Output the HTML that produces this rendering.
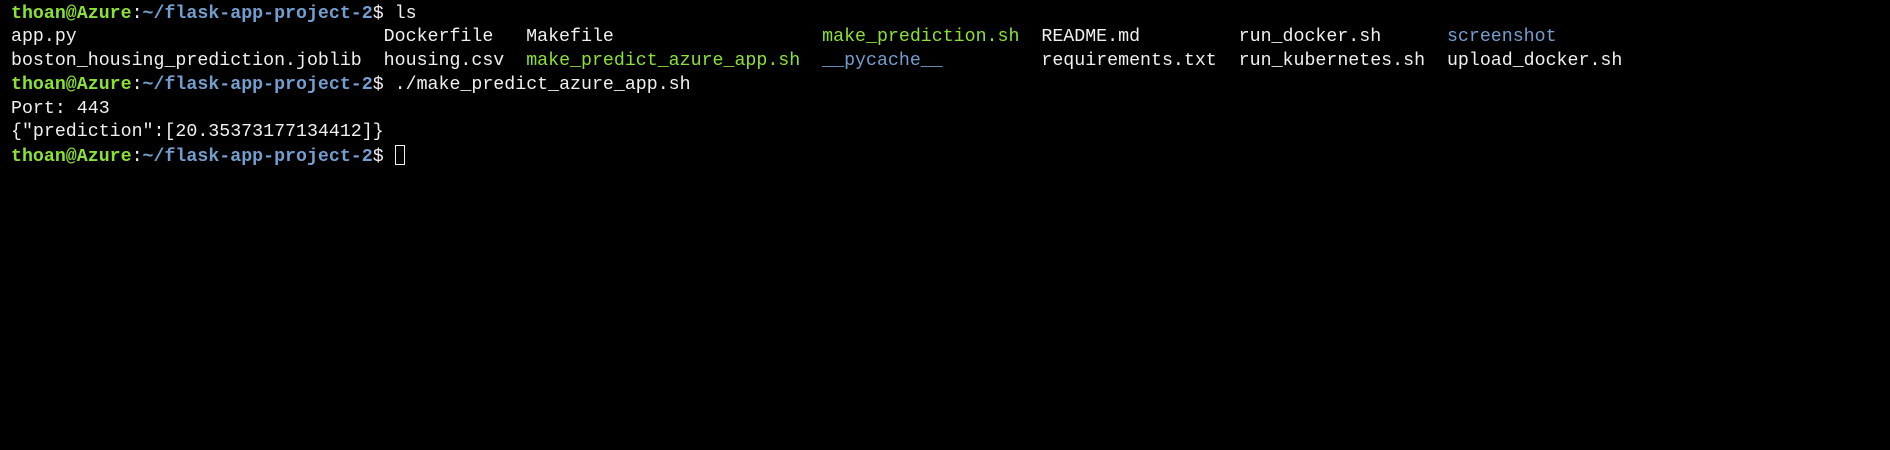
<!DOCTYPE html>
<html><head><meta charset="utf-8"><style>
html,body{margin:0;padding:0;background:#000;width:1890px;height:450px;overflow:hidden}
pre{margin:0;position:absolute;left:11px;top:-21px;font-family:"Liberation Mono",monospace;font-size:18.27px;line-height:23.7px;color:#f0f0f0;white-space:pre}
.g{color:#8ae234;font-weight:bold}.b{color:#729fcf;font-weight:bold}
.gn{color:#8ae234}.bl{color:#729fcf}
.cur{display:inline-block;width:10px;height:20px;border:1px solid #f0f0f0;vertical-align:-4px;box-sizing:border-box}
</style></head><body><pre>

<span class="g">thoan@Azure</span>:<span class="b">~/flask-app-project-2</span>$ ls
app.py                            Dockerfile   Makefile                   <span class="gn">make_prediction.sh</span>  README.md         run_docker.sh      <span class="bl">screenshot</span>
boston_housing_prediction.joblib  housing.csv  <span class="gn">make_predict_azure_app.sh</span>  <span class="bl">__pycache__</span>         requirements.txt  run_kubernetes.sh  upload_docker.sh
<span class="g">thoan@Azure</span>:<span class="b">~/flask-app-project-2</span>$ ./make_predict_azure_app.sh
Port: 443
{"prediction":[20.35373177134412]}
<span class="g">thoan@Azure</span>:<span class="b">~/flask-app-project-2</span>$ <span class="cur"></span></pre>
</body></html>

——

§ GOAL OF THE EXERCISE
Without any pictures, reproduce the lines from the first one in the material through the line that has "</style></head><body><pre>", exactly as they appear.

§ WORKED ANSWER
Output the HTML that produces this rendering.
<!DOCTYPE html>
<html><head><meta charset="utf-8"><style>
html,body{margin:0;padding:0;background:#000;width:1890px;height:450px;overflow:hidden}
pre{margin:0;position:absolute;left:11px;top:-21px;font-family:"Liberation Mono",monospace;font-size:18.27px;line-height:23.7px;color:#f0f0f0;white-space:pre}
.g{color:#8ae234;font-weight:bold}.b{color:#729fcf;font-weight:bold}
.gn{color:#8ae234}.bl{color:#729fcf}
.cur{display:inline-block;width:10px;height:20px;border:1px solid #f0f0f0;vertical-align:-4px;box-sizing:border-box}
</style></head><body><pre>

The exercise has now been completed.